Run the following command to install seekdb in the embeded mode:

pip install -U pyseekdb
Note:
If your pip version is low, upgrade pip first as promopted before installing.

This script demonstrates the “zero infrastructure” path. It initializes the database, ingests text with automatic embedding generation, and runs a semantic search.
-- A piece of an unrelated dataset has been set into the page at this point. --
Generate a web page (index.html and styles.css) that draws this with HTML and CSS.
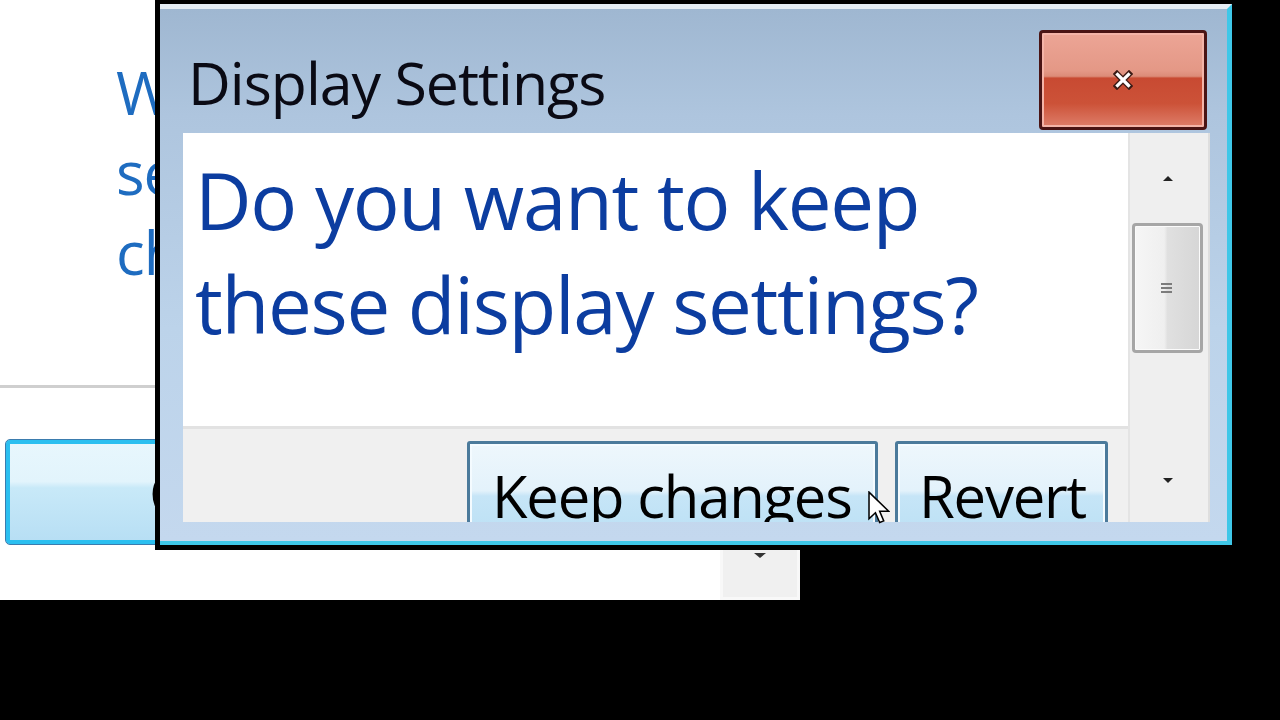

Create a file named hello_seekdb.py and execute it:

import pyseekdb

# ==================== Step 1: Create Client Connection ====================
# Start in embedded mode (local SeekDB)
client = pyseekdb.Client()

# ==================== Step 2: Create a Collection with Embedding Function ====================
# A collection is like a table that stores documents with vector embeddings
collection_name = "my_simple_collection"

# Create collection with default embedding function
# The embedding function will automatically convert documents to embeddings
collection = client.create_collection(
    name=collection_name,
)

print(f"Created collection '{collection_name}' with dimension: {collection.dimension}")
print(f"Embedding function: {collection.embedding_function}")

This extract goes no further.